A los pocos días cuando ya Cabral se había marchado luego de sus presentaciones, acudí a ver a Dalila Colombo, para conversar de Tangos y de músicos. Llegamos a su casa y en una de esas, con café en mano, Facundo Cabral se hizo tema de conversación. Entonces Dalila, muy feliz, fue a su cuarto y regresó con un pequeño pin de Chaplin. Asombrada, por aquello de las coincidencias, pregunté por ese pequeño prendedor. “Me lo regaló Facundo Cabral”.
Me quedé pensando en que exactamente Cabral compartía todo y no se quedaba con nada. Era un poema viviente a la consistencia de sus convicciones, y en el arca de sus vivencias no había nada material y sí un universo de reflexiones.
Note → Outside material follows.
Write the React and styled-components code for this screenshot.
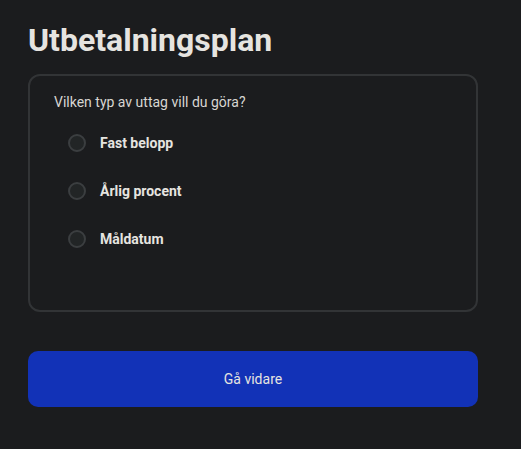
import React, { useState } from 'react';
import styled, { createGlobalStyle } from 'styled-components';

const GlobalStyle = createGlobalStyle`
    html, body {
        margin: 0;
        background: #1b1c1e;
    }
    body {
        font-family: Roboto, "Liberation Sans", sans-serif;
        color: #e3e1dd;
    }
`;

const Page = styled.div`
    padding: 21px 43px 40px 28px;
    display: flex;
    flex-direction: column;
`;

const Title = styled.h1`
    margin: 0 0 15px;
    font-size: 32px;
    line-height: 38px;
    font-weight: 700;
    color: #e6e4e0;
`;

const Card = styled.fieldset`
    margin: 0;
    border: 2px solid #323436;
    border-radius: 12px;
    padding: 16px 24px 46px;
    height: 238px;
    box-sizing: border-box;
    background: #1b1c1e;
`;

const Question = styled.legend`
    float: left;
    width: 100%;
    padding: 0;
    font-size: 14px;
    line-height: 20px;
    color: #d8d6d2;
    margin-bottom: 7px;
`;

const Options = styled.div`
    clear: both;
    display: flex;
    flex-direction: column;
    padding-left: 14px;
`;

const Option = styled.label`
    display: flex;
    align-items: center;
    gap: 14px;
    height: 48px;
    font-size: 14px;
    font-weight: 700;
    color: #e6e4e0;
    cursor: pointer;
`;

const Radio = styled.span`
    width: 18px;
    height: 18px;
    box-sizing: border-box;
    border-radius: 50%;
    border: 2px solid ${p => (p.$checked ? '#3d5afe' : '#3b3e40')};
    background: #222526;
    display: flex;
    align-items: center;
    justify-content: center;

    &::after {
        content: '';
        width: 8px;
        height: 8px;
        border-radius: 50%;
        background: ${p => (p.$checked ? '#3d5afe' : 'transparent')};
    }
`;

const Next = styled.button`
    margin-top: 39px;
    height: 56px;
    border: none;
    border-radius: 10px;
    background: #1232b7;
    color: #e6e4e0;
    font-family: inherit;
    font-size: 14px;
    cursor: pointer;
`;

const options = ['Fast belopp', 'Årlig procent', 'Måldatum'];

export default function App() {
    const [choice, setChoice] = useState(null);
    return (
        <>
            <GlobalStyle />
            <Page>
                <Title>Utbetalningsplan</Title>
                <Card>
                    <Question>Vilken typ av uttag vill du göra?</Question>
                    <Options>
                        {options.map(o => (
                            <Option key={o} onClick={() => setChoice(o)}>
                                <Radio $checked={choice === o} />
                                {o}
                            </Option>
                        ))}
                    </Options>
                </Card>
                <Next>Gå vidare</Next>
            </Page>
        </>
    );
}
En 2009 que Facundo Cabral volvería a Venezuela, para hacernos tropezar de nuevo con una de las mejores opciones del mundo: la de la alegría. Siempre dijo querer a nuestra patria porque, como pasó con muchos cantores durante las décadas de los sesenta y setenta, era donde se había multiplicado internacionalmente su propuesta de paz.
Decía Cabral: “Cada mañana es una buena noticia”. Menos hoy cuando la sangre de Facundo se ha derramado en Guatemala, tal vez para conjurar a los demonios y hacer Facundo Fecundo al hermano país que sufre hoy como todos en el continente ante este desgarramiento de la sensibilidad libertaria a manos de la perversidad.
Nunca imaginamos que podría morir por obra de las balas a las que tanto combatió y mucho menos que pudiera morir a las puertas de una estación de bomberos.
“Bombero, bombero, yo quiero ser bombero…”
Paz eterna a quien tanto cantó por ella.